The TV show Mythbusters seemed to settle this debate years ago when they did an episode showing that there was room for both Jack and Rose on the door and that with a couple life jackets and a little work, Jack could have made the door float with both of them on it. In the eyes of director James Cameron, however, that theory is a bunch of garbage.
Cameron has been doing the press rounds lately, talking about the Alien and Terminator series, and about the Oscars and how they handle blockbuster movies. During his interviews, the Titanic ending controversy came up once again. Cameron explained to The Daily Beast in no uncertain terms why the Mythbusters are wrong in their conclusions about the door (via EW):
“OK, so let’s really play that out. You’re Jack, you’re in water that’s 28 degrees, your brain is starting to get hypothermia. Mythbusters asks you to now go take off your life vest, take hers off, swim underneath this thing, attach it in some way that it won’t just wash out two minutes later — which means you’re underwater tying this thing on in 28-degree water, and that’s going to take you 5-to-10 minutes, so by the time you come back up you’re already dead. So that wouldn’t work. His best choice was to keep his upper body out of the water and hope to get pulled out by a boat or something before he died. They’re fun guys and I loved doing that show with them, but they’re full of sh–.”
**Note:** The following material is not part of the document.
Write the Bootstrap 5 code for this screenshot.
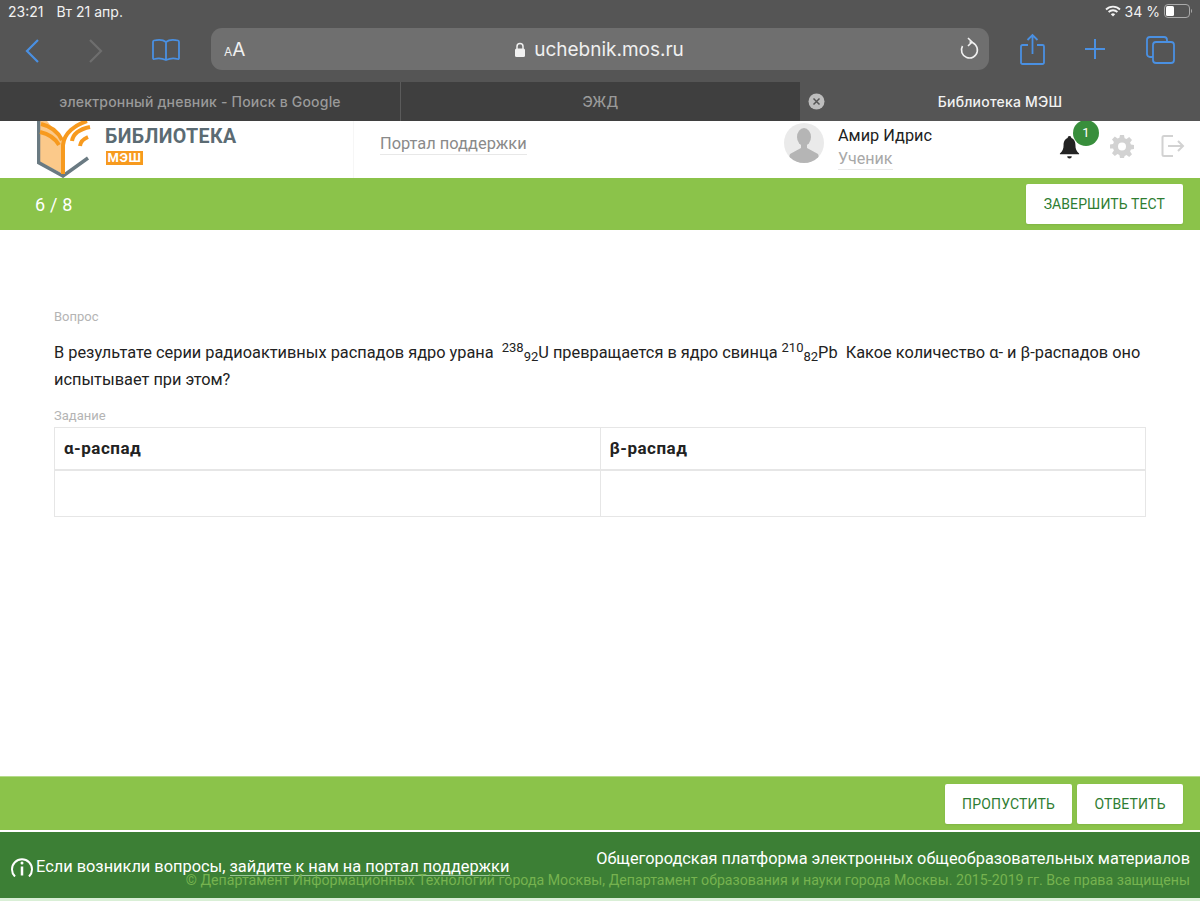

This isn’t the only time Cameron has done battle with folks questioning the accuracy of Titanic. Once the director was taken to task by physicist Neil deGrasse Tyson over some inaccuracies concerning the positions of stars in the sky on the night of the sinking, a criticism Cameron responded to by changing the sky for the 3D re-release. Never let it be said that James Cameron doesn’t listen to his critics. In the case of the door, however, Cameron doesn’t sound like he’s going to give in.
It’s sort of amusing that all these years later people are still debating details like this. It just goes to show the enduring impact of Titanic on popular culture. Cameron has been responsible for creating a handful of iconic movies, but Titanic seems to have the strongest grasp on the popular imagination.